Feature: Large log size: A single kernel can generate tens of thousands of lines of output. Bottom-layer details: Register name, physical/virtual register mapping, and stack frame layout are included. Only for LLVM experts: For common Triton developers, this is considered "noise."

Suggestion: Enable this function only when LLVM backend bugs are suspected (for example, invalid instructions are generated or performance exceptions occur). It can be used together with LLVM_DEBUG_ONLY to limit the output scope.

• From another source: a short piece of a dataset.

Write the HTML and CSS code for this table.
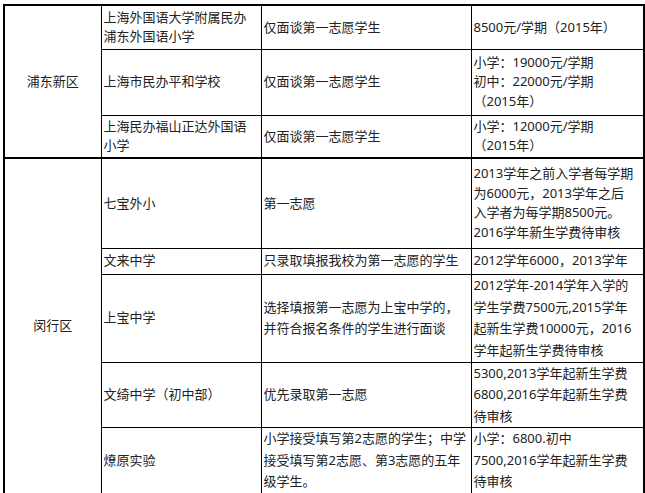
FILE: index.html
```html
<!DOCTYPE html>
<html lang="zh">
<head>
<meta charset="utf-8">
<title>学校招生</title>
<link rel="stylesheet" href="styles.css">
</head>
<body>
<table class="fees">
  <colgroup>
    <col class="c-area">
    <col class="c-school">
    <col class="c-rule">
    <col class="c-fee">
  </colgroup>
  <tbody>
    <tr class="r1">
      <td class="area" rowspan="3">浦东新区</td>
      <td>上海外国语大学附属民办<br>浦东外国语小学</td>
      <td>仅面谈第一志愿学生</td>
      <td>8500元/学期（2015年）</td>
    </tr>
    <tr class="r2">
      <td>上海市民办平和学校</td>
      <td>仅面谈第一志愿学生</td>
      <td>小学：19000元/学期<br>初中：22000元/学期<br>（2015年）</td>
    </tr>
    <tr class="r3">
      <td>上海民办福山正达外国语<br>小学</td>
      <td>仅面谈第一志愿学生</td>
      <td>小学：12000元/学期<br>（2015年）</td>
    </tr>
    <tr class="r4 section">
      <td class="area" rowspan="5">闵行区</td>
      <td>七宝外小</td>
      <td>第一志愿</td>
      <td>2013学年之前入学者每学期<br>为6000元，2013学年之后<br>入学者为每学期8500元。<br>2016学年新生学费待审核</td>
    </tr>
    <tr class="r5">
      <td>文来中学</td>
      <td>只录取填报我校为第一志愿的学生</td>
      <td>2012学年6000，2013学年</td>
    </tr>
    <tr class="r6 loose">
      <td>上宝中学</td>
      <td>选择填报第一志愿为上宝中学的，<br>并符合报名条件的学生进行面谈</td>
      <td>2012学年-2014学年入学的<br>学生学费7500元,2015学年<br>起新生学费10000元，2016<br>学年起新生学费待审核</td>
    </tr>
    <tr class="r7 loose">
      <td>文绮中学（初中部）</td>
      <td>优先录取第一志愿</td>
      <td>5300,2013学年起新生学费<br>6800,2016学年起新生学费<br>待审核</td>
    </tr>
    <tr class="r8 loose">
      <td>燎原实验</td>
      <td>小学接受填写第2志愿的学生；中学<br>接受填写第2志愿、第3志愿的五年<br>级学生。</td>
      <td>小学：6800.初中<br>7500,2016学年起新生学费<br>待审核</td>
    </tr>
  </tbody>
</table>
</body>
</html>
```
FILE: styles.css
```css
html, body {
  margin: 0;
  padding: 0;
  background: #fff;
}

body {
  padding: 4px 0 0 3px;
  font-family: "Noto Sans", "Noto Sans CJK SC", sans-serif;
  font-size: 13px;
  color: #222;
  text-spacing-trim: space-all;
}

.fees {
  border-collapse: collapse;
  table-layout: fixed;
  width: 640px;
  border: 2px solid #000;
}

.c-area { width: 97px; }
.c-school { width: 160px; }
.c-rule { width: 210px; }
.c-fee { width: 173px; }

.fees td {
  border: 1px solid #000;
  padding: 0 0 0 2px;
  vertical-align: middle;
  line-height: 19.5px;
  white-space: nowrap;
  overflow: hidden;
}

.fees td.area {
  text-align: center;
  padding: 0;
}

.fees tr.section td {
  border-top-width: 2px;
}

.fees tr.loose td {
  line-height: 21.5px;
}

.r1 { height: 44px; }
.r2 { height: 66px; }
.r3 { height: 43px; }
.r4 { height: 90px; }
.r5 { height: 26px; }
.r6 { height: 88px; }
.r7 { height: 65px; }
.r8 { height: 64px; }
```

When TRITON_ENABLE_LLVM_DEBUG=1 is enabled, you can use the LLVM_DEBUG_ONLY environment variable to specify the module for which the logs will be output. The following is a brief description of the common DEBUG_TYPE:

## `isel` (Instruction Selection)
- **Function**: Converts LLVM IR instructions into machine instructions (MachineInstr) of the target architecture.
- **Debugging content**: Displays the mapping process and pattern matching result between IR and machine instructions.
- **Application scenario**: The instruction selection is suspected to be incorrect (for example, invalid instructions or inefficient instruction sequences are generated).

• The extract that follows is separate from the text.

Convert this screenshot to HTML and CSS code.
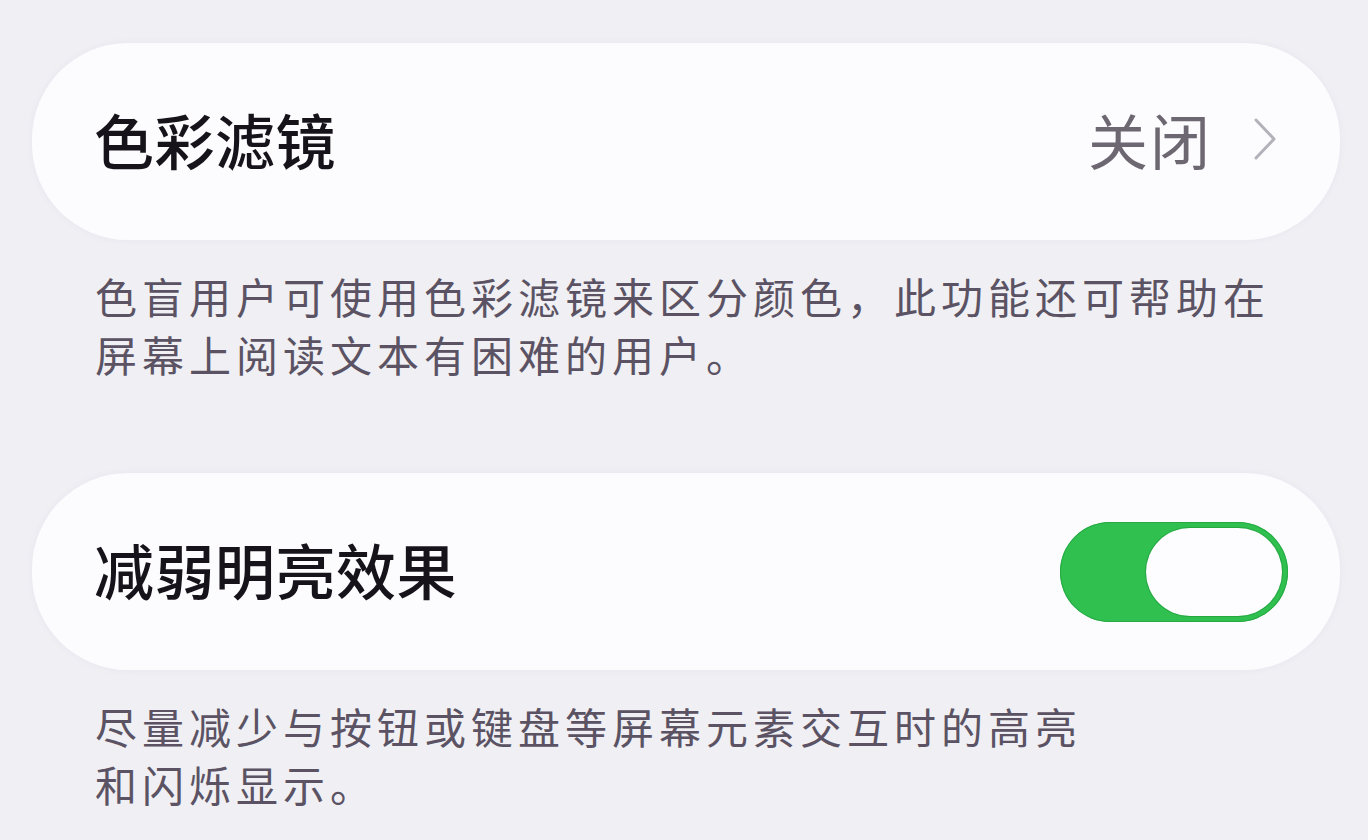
FILE: index.html
```html
<!DOCTYPE html>
<html lang="zh-CN">
<head>
    <meta charset="UTF-8">
    <meta name="viewport" content="width=device-width, initial-scale=1.0">
    <title>辅助功能</title>
    <link rel="stylesheet" href="styles.css">
</head>
<body>
    <div class="group">
        <div class="row">
            <span class="label">色彩滤镜</span>
            <span class="value">
                关闭
                <svg class="chevron" width="26" height="44" viewBox="0 0 26 44">
                    <polyline points="4,3 22,22 4,41" fill="none" stroke="#b3b1b9" stroke-width="3" stroke-linecap="round" stroke-linejoin="round"/>
                </svg>
            </span>
        </div>
        <p class="note">色盲用户可使用色彩滤镜来区分颜色，此功能还可帮助在<br>屏幕上阅读文本有困难的用户。</p>
    </div>

    <div class="group">
        <div class="row">
            <span class="label">减弱明亮效果</span>
            <div class="switch on">
                <div class="knob"></div>
            </div>
        </div>
        <p class="note">尽量减少与按钮或键盘等屏幕元素交互时的高亮<br>和闪烁显示。</p>
    </div>
</body>
</html>
```

FILE: styles.css
```css
body {
    font-family: "Noto Sans CJK SC", "Noto Sans", sans-serif;
    background-color: #efeff4;
    margin: 0;
    padding: 43px 28px 0 32px;
}
.group {
    margin-bottom: 90px;
}
.group:last-child {
    margin-bottom: 0;
}
.row {
    display: flex;
    align-items: center;
    justify-content: space-between;
    height: 197px;
    padding: 0 52px 0 62px;
    background: #fcfcfe;
    border-radius: 96px;
    box-shadow: 0 0 8px rgba(60, 60, 90, 0.04);
}
.label {
    padding-bottom: 6px;
    font-size: 60px;
    font-weight: 500;
    letter-spacing: 0.5px;
    color: #17131a;
    line-height: 1;
}
.value {
    display: flex;
    align-items: center;
    gap: 40px;
    padding: 0 10px 6px 0;
    font-size: 60px;
    letter-spacing: 2px;
    color: #6d6772;
    line-height: 1;
}
.chevron {
    display: block;
}
.note {
    margin: 0;
    padding: 27px 63px 0;
    font-size: 42px;
    line-height: 58px;
    letter-spacing: 5px;
    color: #5b5363;
}
.switch {
    display: flex;
    justify-content: flex-end;
    align-items: center;
    width: 228px;
    height: 100px;
    padding: 6px;
    box-sizing: border-box;
    border-radius: 50px;
    background: #d8d8de;
}
.switch.on {
    background: #30c050;
    box-shadow: inset 0 0 0 1px #27a944;
}
.knob {
    width: 136px;
    height: 88px;
    border-radius: 44px;
    background: #fdfdff;
    box-shadow: 0 0 0 1px rgba(20, 120, 40, 0.35);
}
```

## `regalloc` (Register Allocation)
- **Function**: Allocates physical registers to virtual registers and processes spilling.
- **Debugging content**: Status before and after register allocation, conflict graph, and active interval analysis.
- **Application scenario**: The register pressure is high, the performance deteriorates, or unexpected memory access occurs.

## `spiller` (Spiller)
- **Function**: Spills some values to the stack memory when registers are insufficient.
- **Debugging content**: Which virtual registers are spilled and the positions of inserted load/store instructions.
- **Application scenario**: The performance deteriorates due to frequent memory access, and register usage needs to be optimized.

## `peephole` (Peephole Optimizer)
- **Function**: Performs partial optimization (such as constant folding and redundant instruction elimination) at the machine code layer.
- **Debugging content**: Comparison of instructions before and after optimization.
- **Application scenario**: The generated code is redundant, but high-level optimization is not overriding.

## `asm-printer` (Assembly Printer)
- **Function**: Converts MachineInstr into the final assembly text (such as PTX, AMDGCN, and CCE).
- **Debugging content**: Generated assembly code, symbol references, and instruction encoding.
- **Application scenario**: Assembly syntax errors, tag mismatch, or viewing final output.

Enabling method: In the following example, it is specified that only isel is output.

export TRITON_ENABLE_LLVM_DEBUG=1
export LLVM_DEBUG_ONLY="isel"
python your_triton_script.py

Recommended debugging process: Enable MLIR_ENABLE_DUMP=1 first. → Check whether the conversion at the MLIR layer is correct (for example, ReduceOp → scf.for). If the MLIR is normal but the result is incorrect: → It is suspected that the LLVM is faulty. Enable TRITON_ENABLE_LLVM_DEBUG=1 + LLVM_DEBUG_ONLY. Do not directly enable TRITON_ENABLE_LLVM_DEBUG=1. → Large log size may mask key information and severely affect the running speed.

Appendix A: Quick Reference Table for Common Environment Variables

Variable	Description
`TRITON_DEBUG=1`	Enables intermediate IR dump.
`TRITON_DISABLE_CACHE=1`	Disables compilation cache.
`TRITON_INTERPRET=1`	Uses the CPU interpreter to execute the kernel.
`TRITON_DEVICE_PRINT=1`	Enables runtime print output and compilation print output.
`MLIR_ENABLE_DUMP=1`	Enables automatic dump of the MLIR high-level IR. Outputs the IR of the current function in readable text before and after each MLIR pass is executed.
`TRITON_ENABLE_LLVM_DEBUG=1`	Enables full debugging logs in the LLVM backend CodeGen phase, including instruction selection, register allocation, instruction scheduling, and machine code generation.